▶ TASK INPUTS
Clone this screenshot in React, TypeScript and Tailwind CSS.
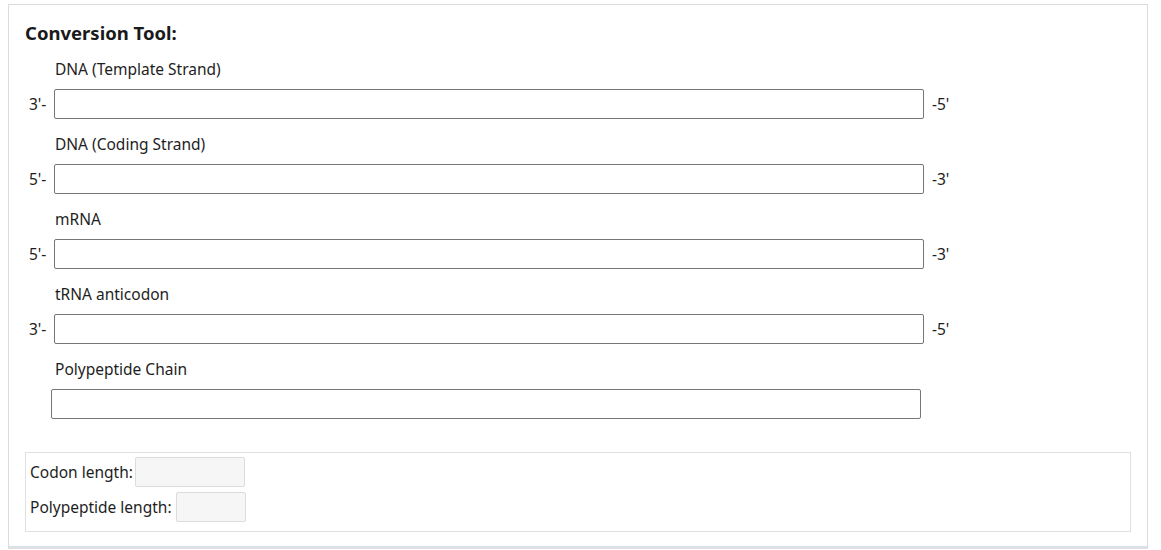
import React from "react";

const rows: { label: string; left: string; right: string }[] = [
  { label: "DNA (Template Strand)", left: "3'-", right: "-5'" },
  { label: "DNA (Coding Strand)", left: "5'-", right: "-3'" },
  { label: "mRNA", left: "5'-", right: "-3'" },
  { label: "tRNA anticodon", left: "3'-", right: "-5'" },
];

export default function App() {
  return (
    <div
      className="min-h-[550px] bg-white pt-[4px] pl-[8px] text-[#1e1e1e]"
      style={{ fontFamily: '"Noto Sans", "Open Sans", sans-serif' }}
    >
      <div className="w-[1140px] h-[545px] border border-[#dcdcdc] border-b-[3px] border-b-[#dde1e6] px-4 pt-[16px]">
        <h2 className="text-[18.5px] leading-[24px] font-bold text-[#1a1a1a]">Conversion Tool:</h2>
        <div className="mt-[14px]">
          {rows.map((r) => (
            <div key={r.label} className="mb-[15px]">
              <div className="pl-[30px] text-[15.5px] leading-[20px]">{r.label}</div>
              <div className="mt-[10px] flex items-center">
                <span className="w-[29px] pl-[4px] text-[15.5px] leading-[20px]">{r.left}</span>
                <input className="w-[870px] h-[30px] border border-[#767676] rounded-[2px] bg-white outline-none" />
                <span className="ml-[8px] text-[15.5px] leading-[20px]">{r.right}</span>
              </div>
            </div>
          ))}
          <div>
            <div className="pl-[30px] text-[15.5px] leading-[20px]">Polypeptide Chain</div>
            <div className="mt-[10px] flex items-center">
              <input className="ml-[26px] w-[870px] h-[30px] border border-[#767676] rounded-[2px] bg-white outline-none" />
            </div>
          </div>
        </div>
        <div className="mt-[33px] border border-[#e0e0e0] h-[80px] pl-[4px] pt-[4px]">
          <div className="flex items-center h-[30px]">
            <span className="text-[15.5px] leading-[20px]">Codon length:</span>
            <input className="ml-[2px] w-[110px] h-[30px] border border-[#dcdcdc] rounded-[2px] bg-[#f6f6f6] outline-none" />
          </div>
          <div className="mt-[5px] flex items-center h-[30px]">
            <span className="text-[15.5px] leading-[20px]">Polypeptide length:</span>
            <input className="ml-[4px] w-[70px] h-[30px] border border-[#dcdcdc] rounded-[2px] bg-[#f6f6f6] outline-none" />
          </div>
        </div>
      </div>
    </div>
  );
}
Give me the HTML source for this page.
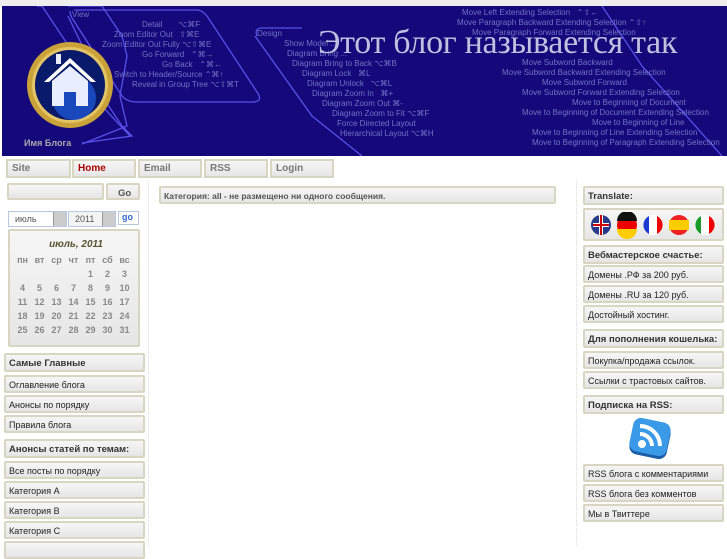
<!DOCTYPE html>
<html><head><meta charset="utf-8"><style>
body{margin:0;width:727px;height:545px;overflow:hidden;background:#fff;font-family:"Liberation Sans",sans-serif;position:relative}
.a{position:absolute;box-sizing:border-box}
.bx{position:absolute;box-sizing:border-box;border:2px solid #d6d6c2;border-radius:2px;background:linear-gradient(#f6f6f6,#e6e6e6);font-size:9px;color:#222;padding:3px 0 0 3px;white-space:nowrap;overflow:hidden}
.h{font-weight:bold;font-size:9.5px;color:#333}
.nav{position:absolute;top:159px;height:19px;box-sizing:border-box;border:2px solid #d6d6c2;background:linear-gradient(#f6f6f6,#e6e6e6);font-size:10px;font-weight:bold;color:#777;padding:2px 0 0 4px}
.ban{position:absolute;left:2px;top:6px;width:725px;height:150px;background:#14087a;overflow:hidden}
.mt{position:absolute;color:#8c8cd8;font-size:8px;white-space:nowrap;opacity:.8}
.cal td{font-size:9px;color:#888;text-align:center;width:17px;height:14px;font-weight:bold}
</style></head><body>
<div class="a" style="left:0;top:0;width:727px;height:6px;background:#eee"></div>
<div class="ban">
<svg class="a" style="left:0;top:0" width="725" height="150">
<g fill="none" stroke="#5a50e8" stroke-width="1.3">
<path d="M66 0 L100 0 L120 30 L125 50 L118 90 L125 120 L80 138"/>
<path d="M66 10 L90 60 L100 100 L128 130"/>
<path d="M35 0 L40 0 L120 120 L130 130 L80 137"/>
<path d="M68 5 Q68 8 70 12 L120 90 Q125 96 135 96 L250 96 Q262 96 255 86 L205 10 Q200 4 195 4 L72 4"/>
<path d="M255 30 Q252 22 260 22 L300 22 M253 30 L310 110 L360 150"/>
<path d="M600 0 L640 60 L720 150"/>
</g>
<circle cx="68" cy="79" r="43" fill="#c9a23a"/>
<circle cx="68" cy="79" r="38" fill="#e3c566"/>
<circle cx="68" cy="79" r="35" fill="#0a1a6a"/>
<circle cx="72" cy="92" r="22" fill="#1f5be0" opacity=".7"/>
<path d="M42 76 L68 52 L94 76 L89 76 L68 57 L47 76Z" fill="#fff"/>
<path d="M50 75 L68 60 L86 75 L86 100 L74 100 L74 86 L62 86 L62 100 L50 100Z" fill="#e8eeff"/>
<rect x="54" y="48" width="5" height="10" fill="#e8eeff"/>
</svg>
<div class="mt" style="left:70px;top:4px">View</div>
<div class="mt" style="left:140px;top:14px">Detail &nbsp; &nbsp; &nbsp; ⌥⌘F</div>
<div class="mt" style="left:112px;top:24px">Zoom Editor Out &nbsp; ⇧⌘E</div>
<div class="mt" style="left:100px;top:34px">Zoom Editor Out Fully ⌥⇧⌘E</div>
<div class="mt" style="left:140px;top:44px">Go Forward &nbsp; ⌃⌘→</div>
<div class="mt" style="left:160px;top:54px">Go Back &nbsp; ⌃⌘←</div>
<div class="mt" style="left:112px;top:64px">Switch to Header/Source ⌃⌘↑</div>
<div class="mt" style="left:130px;top:74px">Reveal in Group Tree ⌥⇧⌘T</div>
<div class="mt" style="left:255px;top:23px">Design</div>
<div class="mt" style="left:282px;top:33px">Show Model ...</div>
<div class="mt" style="left:285px;top:43px">Diagram Bring ...</div>
<div class="mt" style="left:290px;top:53px">Diagram Bring to Back ⌥⌘B</div>
<div class="mt" style="left:300px;top:63px">Diagram Lock &nbsp; ⌘L</div>
<div class="mt" style="left:305px;top:73px">Diagram Unlock &nbsp; ⌥⌘L</div>
<div class="mt" style="left:310px;top:83px">Diagram Zoom In &nbsp; ⌘+</div>
<div class="mt" style="left:320px;top:93px">Diagram Zoom Out ⌘-</div>
<div class="mt" style="left:330px;top:103px">Diagram Zoom to Fit ⌥⌘F</div>
<div class="mt" style="left:335px;top:113px">Force Directed Layout</div>
<div class="mt" style="left:338px;top:123px">Hierarchical Layout ⌥⌘H</div>
<div class="mt" style="left:460px;top:2px">Move Left Extending Selection &nbsp; ⌃⇧←</div>
<div class="mt" style="left:455px;top:12px">Move Paragraph Backward Extending Selection ⌃⇧↑</div>
<div class="mt" style="left:470px;top:22px">Move Paragraph Forward Extending Selection</div>
<div class="mt" style="left:520px;top:52px">Move Subword Backward</div>
<div class="mt" style="left:500px;top:62px">Move Subword Backward Extending Selection</div>
<div class="mt" style="left:540px;top:72px">Move Subword Forward</div>
<div class="mt" style="left:520px;top:82px">Move Subword Forward Extending Selection</div>
<div class="mt" style="left:570px;top:92px">Move to Beginning of Document</div>
<div class="mt" style="left:520px;top:102px">Move to Beginning of Document Extending Selection</div>
<div class="mt" style="left:590px;top:112px">Move to Beginning of Line</div>
<div class="mt" style="left:530px;top:122px">Move to Beginning of Line Extending Selection</div>
<div class="mt" style="left:530px;top:132px">Move to Beginning of Paragraph Extending Selection</div>
<div class="a" style="left:316px;top:18px;font-family:'Liberation Serif',serif;font-size:34px;color:#c0c0e0;white-space:nowrap;letter-spacing:-0.3px">Этот блог называется так</div>
<div class="a" style="left:22px;top:132px;font-size:9px;font-weight:bold;color:#aaa">Имя Блога</div>
</div>
<div class="nav" style="left:6px;width:65px">Site</div>
<div class="nav" style="left:72px;width:64px;color:#a00">Home</div>
<div class="nav" style="left:138px;width:64px">Email</div>
<div class="nav" style="left:204px;width:64px">RSS</div>
<div class="nav" style="left:270px;width:64px">Login</div>
<div class="a" style="left:148px;top:180px;height:365px;border-left:1px dotted #ddd"></div>
<div class="a" style="left:576px;top:180px;height:365px;border-left:1px dotted #ddd"></div>
<div class="bx" style="left:7px;top:183px;width:97px;height:17px"></div>
<div class="bx h" style="left:106px;top:183px;width:34px;height:17px;padding-left:10px;color:#555">Go</div>
<div class="a" style="left:8px;top:211px;width:59px;height:16px;border:1px solid #b8c8e0;font-size:9px;color:#555;padding:2px 0 0 6px;background:#fff">июль<span style="position:absolute;right:0;top:0;width:12px;height:14px;background:#ccc;border-left:1px solid #999"></span></div>
<div class="a" style="left:68px;top:211px;width:48px;height:16px;border:1px solid #b8c8e0;font-size:9px;color:#555;padding:2px 0 0 6px;background:#f4f4f4">2011<span style="position:absolute;right:0;top:0;width:12px;height:14px;background:#ccc;border-left:1px solid #999"></span></div>
<div class="a" style="left:118px;top:211px;width:21px;height:14px;border:1px solid #b8c8e0;font-size:9px;color:#3366cc;font-weight:bold;padding:0 0 0 3px">go</div>
<div class="bx" style="left:8px;top:229px;width:132px;height:118px;padding:8px 0 0 4px">
<div style="text-align:center;font-style:italic;font-weight:bold;font-size:10px;color:#553;margin-bottom:3px">июль, 2011</div>
<table class="cal" cellspacing="0" cellpadding="0" style="border-collapse:collapse">
<tr><td>пн</td><td>вт</td><td>ср</td><td>чт</td><td>пт</td><td>сб</td><td>вс</td></tr>
<tr><td></td><td></td><td></td><td></td><td>1</td><td>2</td><td>3</td></tr>
<tr><td>4</td><td>5</td><td>6</td><td>7</td><td>8</td><td>9</td><td>10</td></tr>
<tr><td>11</td><td>12</td><td>13</td><td>14</td><td>15</td><td>16</td><td>17</td></tr>
<tr><td>18</td><td>19</td><td>20</td><td>21</td><td>22</td><td>23</td><td>24</td></tr>
<tr><td>25</td><td>26</td><td>27</td><td>28</td><td>29</td><td>30</td><td>31</td></tr>
</table></div>
<div class="bx h" style="left:4px;top:353px;width:141px;height:19px">Самые Главные</div>
<div class="bx" style="left:4px;top:375px;width:141px;height:18px">Оглавление блога</div>
<div class="bx" style="left:4px;top:395px;width:141px;height:18px">Анонсы по порядку</div>
<div class="bx" style="left:4px;top:415px;width:141px;height:18px">Правила блога</div>
<div class="bx h" style="left:4px;top:439px;width:141px;height:19px">Анонсы статей по темам:</div>
<div class="bx" style="left:4px;top:461px;width:141px;height:18px">Все посты по порядку</div>
<div class="bx" style="left:4px;top:481px;width:141px;height:18px">Категория A</div>
<div class="bx" style="left:4px;top:501px;width:141px;height:18px">Категория B</div>
<div class="bx" style="left:4px;top:521px;width:141px;height:18px">Категория C</div>
<div class="bx" style="left:4px;top:541px;width:141px;height:18px"></div>
<div class="bx h" style="left:159px;top:186px;width:397px;height:18px;font-size:8.5px;color:#555">Категория: all - не размещено ни одного сообщения.</div>
<div class="bx h" style="left:583px;top:186px;width:141px;height:19px">Translate:</div>
<div class="bx" style="left:583px;top:208px;width:141px;height:33px">
<svg width="135" height="28" style="position:absolute;left:5px;top:2px">
<circle cx="11" cy="13" r="10" fill="#2a3a8a"/><path d="M3 13h16M11 3v20" stroke="#fff" stroke-width="4"/><path d="M3 13h16M11 3v20" stroke="#c00" stroke-width="2"/>
<circle cx="37" cy="13" r="10" fill="#e00"/><path d="M27 9a10 10 0 0 1 20 0z" fill="#111"/><path d="M27 17h20a10 10 0 0 1-20 0z" fill="#fc0"/>
<circle cx="63" cy="13" r="10" fill="#fff"/><path d="M59 4a10 10 0 0 0 0 18z" fill="#1a3ad0"/><path d="M67 4a10 10 0 0 1 0 18z" fill="#e00"/>
<circle cx="89" cy="13" r="10" fill="#e22"/><rect x="79" y="8" width="20" height="10" fill="#fc0"/>
<circle cx="115" cy="13" r="10" fill="#fff"/><path d="M111 4a10 10 0 0 0 0 18z" fill="#1a9a2a"/><path d="M119 4a10 10 0 0 1 0 18z" fill="#e00"/>
</svg></div>
<div class="bx h" style="left:583px;top:245px;width:141px;height:19px">Вебмастерское счастье:</div>
<div class="bx" style="left:583px;top:265px;width:141px;height:18px">Домены .РФ за 200 руб.</div>
<div class="bx" style="left:583px;top:285px;width:141px;height:18px">Домены .RU за 120 руб.</div>
<div class="bx" style="left:583px;top:305px;width:141px;height:18px">Достойный хостинг.</div>
<div class="bx h" style="left:583px;top:329px;width:141px;height:19px">Для пополнения кошелька:</div>
<div class="bx" style="left:583px;top:351px;width:141px;height:18px">Покупка/продажа ссылок.</div>
<div class="bx" style="left:583px;top:371px;width:141px;height:18px">Ссылки с трастовых сайтов.</div>
<div class="bx h" style="left:583px;top:395px;width:141px;height:19px">Подписка на RSS:</div>
<svg class="a" style="left:628px;top:418px" width="46" height="44"><rect x="3" y="5" width="38" height="34" rx="8" fill="#1a5ea8" transform="rotate(12 22 22)"/><rect x="3" y="2" width="38" height="34" rx="8" fill="#3a9ae8" transform="rotate(12 22 19)"/><circle cx="14" cy="26" r="4" fill="#fff"/><path d="M12 16a12 12 0 0 1 12 12M12 8a20 20 0 0 1 20 20" stroke="#fff" stroke-width="4" fill="none"/></svg>
<div class="bx" style="left:583px;top:464px;width:141px;height:18px">RSS блога с комментариями</div>
<div class="bx" style="left:583px;top:484px;width:141px;height:18px">RSS блога без комментов</div>
<div class="bx" style="left:583px;top:504px;width:141px;height:18px">Мы в Твиттере</div>
</body></html>
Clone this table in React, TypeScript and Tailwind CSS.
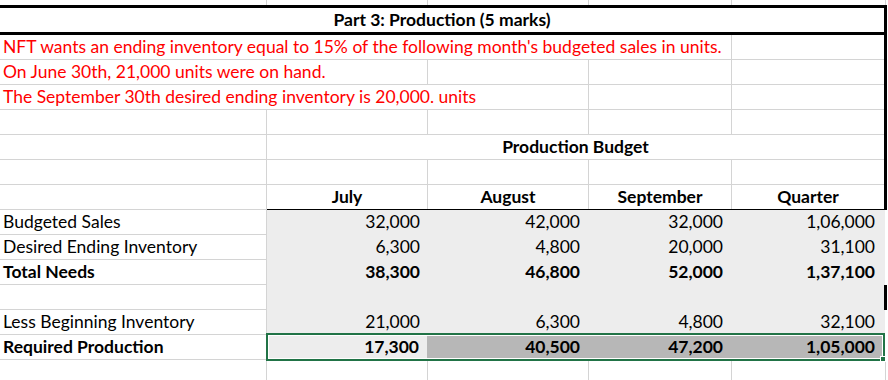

▶ STATED PROBLEM
Extract from the material all lines containing the string "table".

▶ WORKED SOLUTION
<table class="cal" cellspacing="0" cellpadding="0" style="border-collapse:collapse">
</table></div>
Clone this table in React, TypeScript and Tailwind CSS.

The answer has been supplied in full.